People in these groups live in communities with police and sheriffs departments, district attorneys, city attorneys, and F.B.I. offices. But you will search in vain in the “January 6 Committee Report” for any evidence that prior to that date coordinated communication was done or is now recommended to be done among these law enforcement offices to monitor people who may be arming themselves, circulating false information, maintaining secret funding accounts and threatening and harassing elected officials, from school boards and city councils to state legislators.
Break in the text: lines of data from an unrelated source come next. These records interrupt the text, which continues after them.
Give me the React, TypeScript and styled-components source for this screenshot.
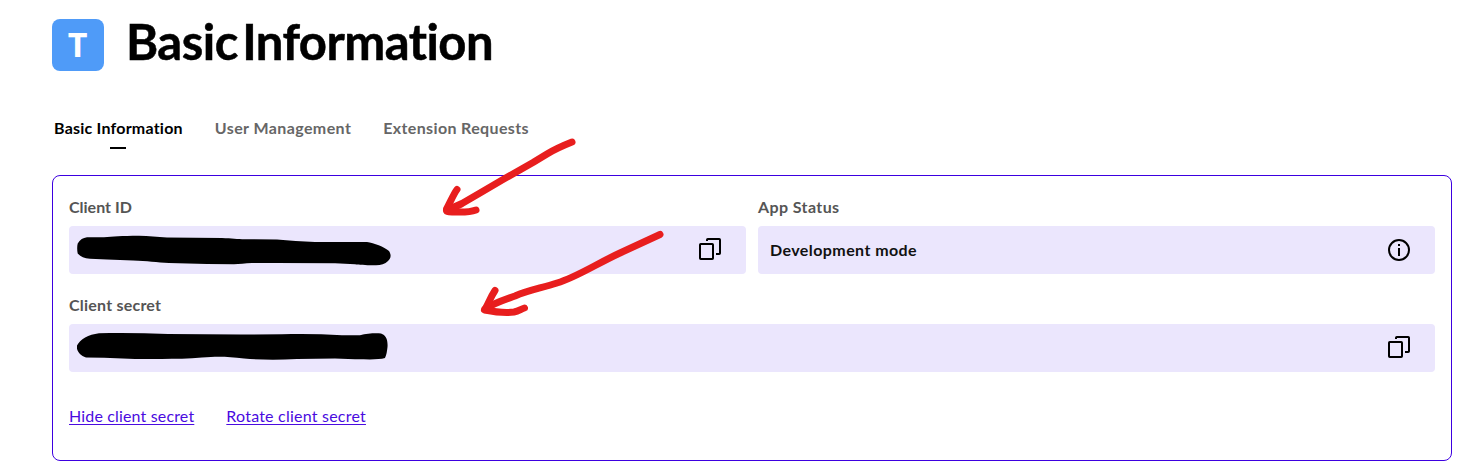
import React from "react";
import styled, { createGlobalStyle } from "styled-components";

const GlobalStyle = createGlobalStyle`
  * { box-sizing: border-box; }
  body {
    margin: 0;
    background: #fff;
    color: #000;
    font-family: Lato, "Liberation Sans", sans-serif;
    font-size: 16px;
    line-height: 24px;
  }
`;

const Page = styled.main`
  position: relative;
  height: 472px;
  padding: 19px 23px 0 52px;
  overflow: hidden;
`;

const Header = styled.header`
  display: flex;
  gap: 22px;
  height: 52px;
`;

const AppBadge = styled.div`
  width: 52px;
  height: 52px;
  padding-right: 1px;
  border-radius: 8px;
  background: #4f9bf8;
  color: #fff;
  font: 700 34px/51px "Open Sans", sans-serif;
  text-align: center;
`;

const Title = styled.h1`
  margin: 0;
  font-size: 49px;
  font-weight: 700;
  line-height: 44px;
  letter-spacing: -0.52px;
  word-spacing: -7px;
  white-space: nowrap;
  -webkit-text-stroke: 0.5px #000;
`;

const Tabs = styled.nav`
  display: flex;
  gap: 32px;
  margin: 45px 0 26px 2px;
`;

const Tab = styled.a<{ $active?: boolean; $spacing: number }>`
  display: flex;
  flex-direction: column;
  align-items: center;
  height: 33px;
  font-weight: 700;
  line-height: 24px;
  letter-spacing: ${(p) => p.$spacing}px;
  color: ${(p) => (p.$active ? "#000" : "#666")};
  &::after {
    content: "";
    flex: none;
    width: 16px;
    height: 2px;
    margin-top: 7px;
    background: ${(p) => (p.$active ? "#000" : "transparent")};
  }
`;

const Panel = styled.section`
  height: 286px;
  padding: 19px 16px 0;
  border: 1px solid #3d00e0;
  border-radius: 8px;
`;

const FieldRow = styled.div`
  display: flex;
  gap: 12px;
  margin-bottom: 19px;
`;

const Field = styled.div`
  flex: 1;
`;

const Label = styled.div<{ $spacing: number }>`
  height: 24px;
  margin-bottom: 7px;
  font-weight: 700;
  color: #555;
  letter-spacing: ${(p) => p.$spacing}px;
`;

const Value = styled.div<{ $inset: number }>`
  display: flex;
  align-items: center;
  justify-content: space-between;
  height: 48px;
  padding: 0 24px 0 ${(p) => p.$inset}px;
  border-radius: 4px;
  background: #ebe6fd;
  font-weight: 700;
  color: #111;
`;

const ValueText = styled.span`
  letter-spacing: 0.42px;
`;

const Links = styled.div`
  display: flex;
  gap: 32px;
  margin-top: 32px;
`;

const Link = styled.a<{ $spacing: number }>`
  color: #4a0be0;
  text-decoration: underline;
  text-underline-offset: 2px;
  letter-spacing: ${(p) => p.$spacing}px;
`;

const Annotations = styled.svg`
  position: absolute;
  inset: 0;
  pointer-events: none;
`;

const CopyIcon = () => (
  <svg width="24" height="24" viewBox="0 0 24 24" fill="none" stroke="#000" strokeWidth="2" strokeLinejoin="round">
    <rect x="2" y="6" width="13" height="15" rx="0.8" />
    <path d="M9 3V1.800Q9 1 9.800 1H21.200Q22 1 22 1.800V15.200Q22 16 21.200 16H18" />
  </svg>
);

const InfoIcon = () => (
  <svg width="24" height="24" viewBox="0 0 24 24" fill="none" stroke="#000" strokeWidth="2">
    <circle cx="12" cy="12" r="10" />
    <path d="M12 6V8M12 10V18" />
  </svg>
);

const IdScribble = () => (
  <svg width="316" height="48" viewBox="0 0 316 48">
    <path d="M10 11.300H27C36 10.500 44 9.700 62 9.700C72 10 80 11 90 11.500L145 12C155 12.500 160 13 168 13.300L200 13.500C212 14.500 225 15.500 238 16L290 16C297 16.800 307 21 312 25C314.500 29 314 32 311 35C308 38 304 39 299 39.300C292 39.500 282 39 278 38.300L258 37.300L200 37L175 37C168 37.500 162 38 157 38.300L130 38L92 37C80 36.300 70 35 56 34.500L30 33.500L13 32.700C7 32.500 3 30 .7 27.500C0 24 0 20 .7 17.500C3 13.500 6 12 10 11.300Z" />
  </svg>
);

const SecretScribble = () => (
  <svg width="312" height="48" viewBox="0 0 312 48">
    <path d="M22 9.200C45 8.800 68 9 91 10L164 10.500L205 10.200C225 9.500 245 10 265 11.200H283C290 9.500 298 9 304 9.500C309 11 311 16 310.500 23C310 27 309.500 31 308 34C302 36 290 35.200 278 35.300L258 34.500L220 35C202 36 184 36 167 34.500C150 32.500 140 32.500 125 33.500C112 35 98 34.500 85 35L58 35L27 33.700L9 33.500C3 31.500 0 27 -.4 22.500C2 16 11 10.500 22 9.200Z" />
  </svg>
);

export default function App() {
  return (
    <Page>
      <GlobalStyle />
      <Header>
        <AppBadge>T</AppBadge>
        <Title>Basic Information</Title>
      </Header>
      <Tabs>
        <Tab $active $spacing={0.22}>Basic Information</Tab>
        <Tab $spacing={0.4}>User Management</Tab>
        <Tab $spacing={0.36}>Extension Requests</Tab>
      </Tabs>
      <Panel>
        <FieldRow>
          <Field>
            <Label $spacing={0}>Client ID</Label>
            <Value $inset={8}>
              <IdScribble />
              <CopyIcon />
            </Value>
          </Field>
          <Field>
            <Label $spacing={0.4}>App Status</Label>
            <Value $inset={12}>
              <ValueText>Development mode</ValueText>
              <InfoIcon />
            </Value>
          </Field>
        </FieldRow>
        <FieldRow>
          <Field>
            <Label $spacing={0.22}>Client secret</Label>
            <Value $inset={8}>
              <SecretScribble />
              <CopyIcon />
            </Value>
          </Field>
        </FieldRow>
        <Links>
          <Link $spacing={0.16}>Hide client secret</Link>
          <Link $spacing={0.22}>Rotate client secret</Link>
        </Links>
      </Panel>
      <Annotations width="1475" height="472" viewBox="0 0 1475 472" fill="none" stroke="#e81e1e" strokeWidth="7" strokeLinecap="round" strokeLinejoin="round">
        <path d="M572 142C562 146 555 149 547 154L533 162.500L503 179.500L480 193L462 203.500C457 206 452 208 447 210" />
        <path d="M457 189.500C453 195 450 203 446.500 209C446 212 448 212 452 212C460 212 468 213 476 210" />
        <path d="M660 234.500L620 253C596 264 577 277 557 283C542 288 529 290 515 296C504 300 494 303 485 309" />
        <path d="M495 290.500C490 298 488 305 484.500 310C495 312 507 313 514 312C519 311 521 309 524.500 308" />
      </Annotations>
    </Page>
  );
}
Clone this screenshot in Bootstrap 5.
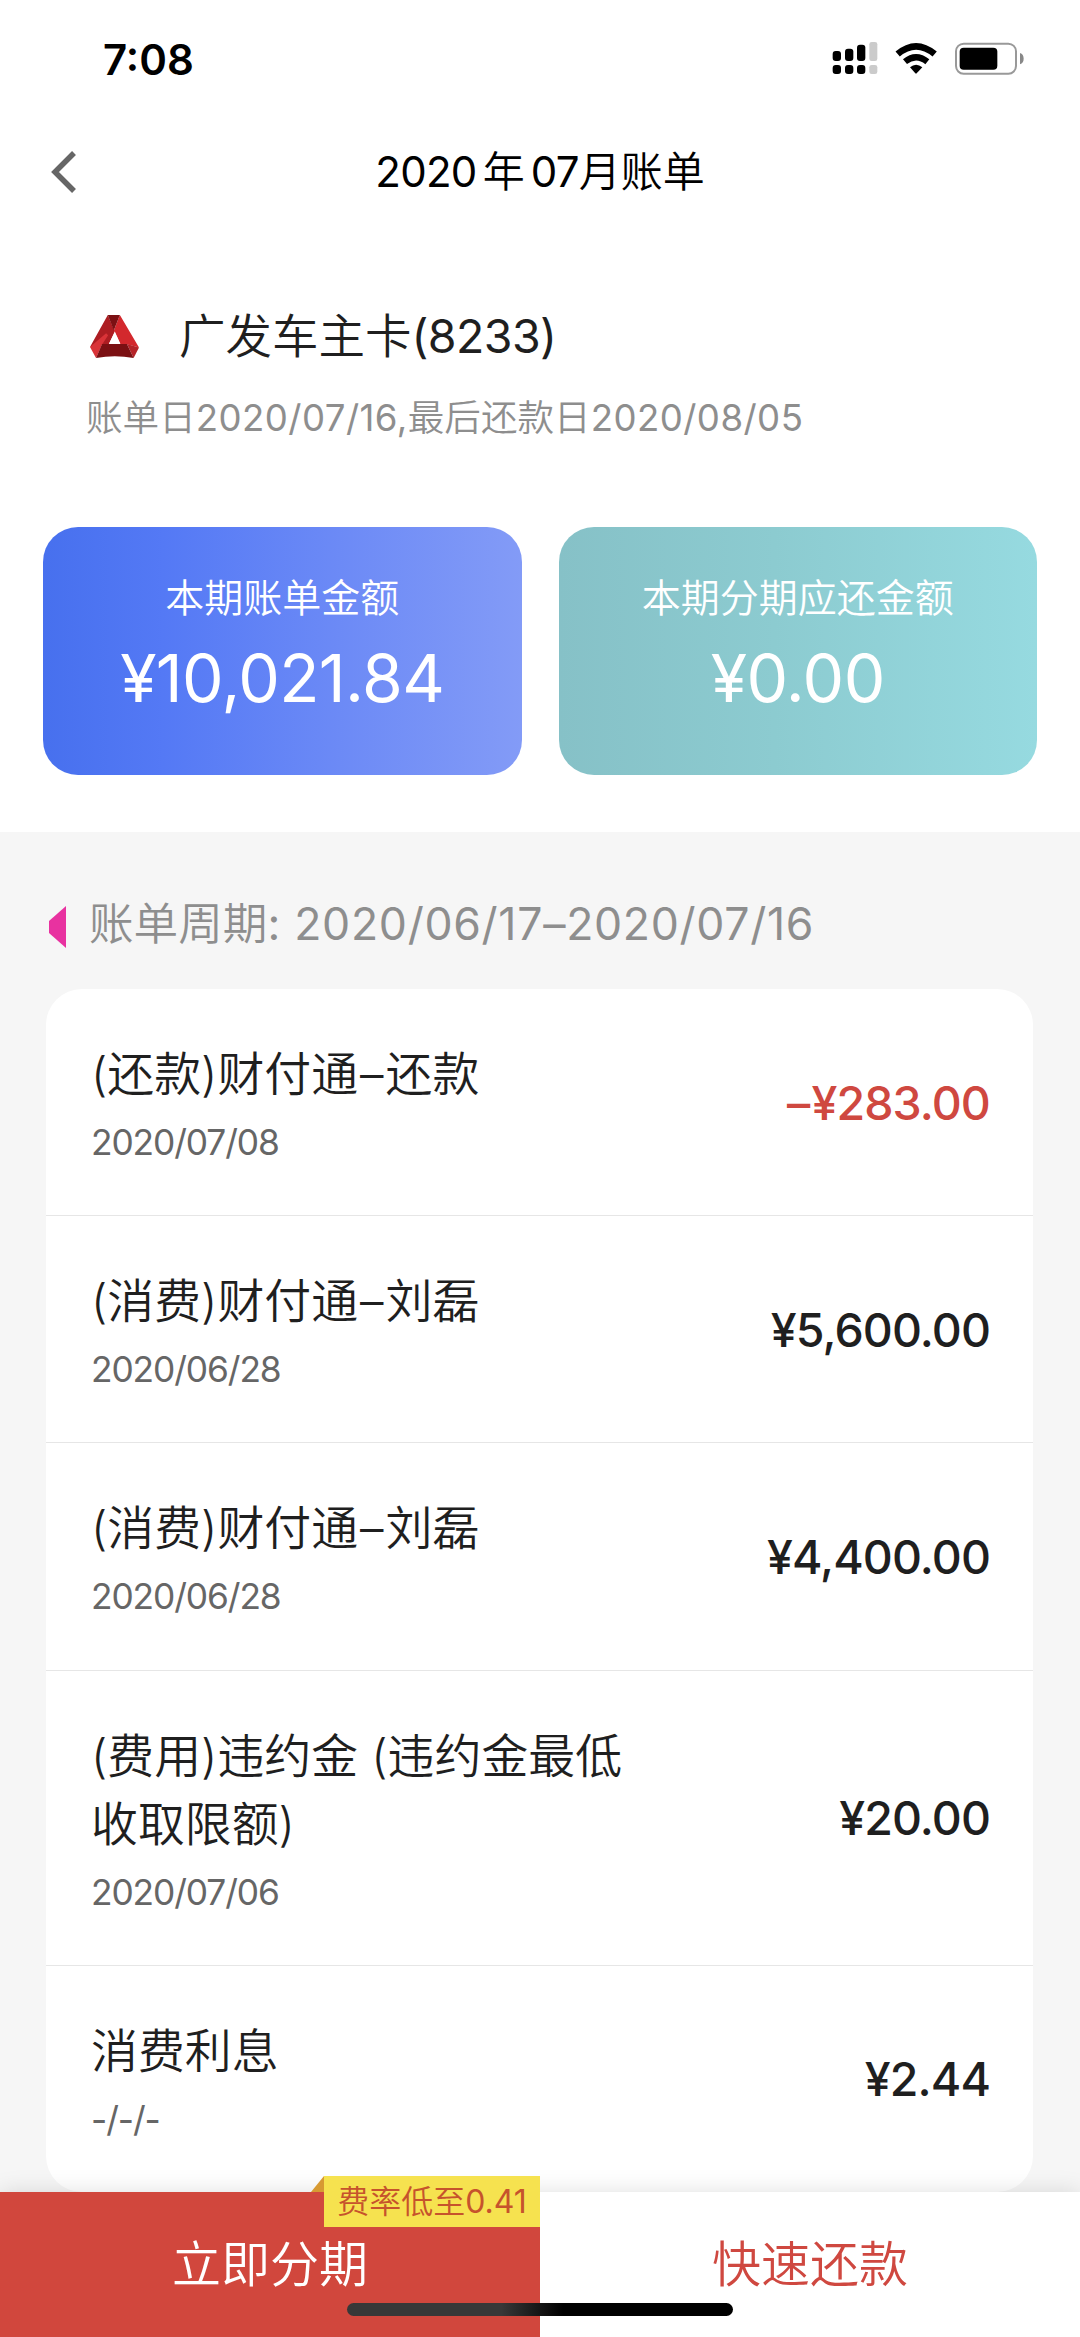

Not until page 500 of the “January 6 Committee Report’s 724 pages do we encounter significant focus on much other than President Trump and his minions. The report picks up the story of the Proud Boys, the Oath Keepers, and Q Anon when there were already thousands, perhaps tens of thousands, of people influenced by them and smaller groups. A grand total of five pages (with 25 pages of footnotes) is devoted to the background, ideology, and previous activities of violence-prone groups. Most importantly the interaction of such groups with law enforcement, the military, and churches is entirely absent. The equivalent would have been to conduct the Watergate Hearings without discussing Republicans. Or the events of 9/11 without reference to Middle East governments. Or the Iran-Contra scandal without analysis of the Reagan White House.

This is not a call for “unleashing” law enforcement. History has shown that when restraints, minimal as they usually are, disappear or are weakened, the oppressed are further oppressed. And the greedy benefit further from the pain of the needy. (Think Native Americans and African-Americans as prime examples.)

Can one nevertheless have hope, if not faith, that those in a position to do so will now take January 6, 2021, as a big, flashing warning sign?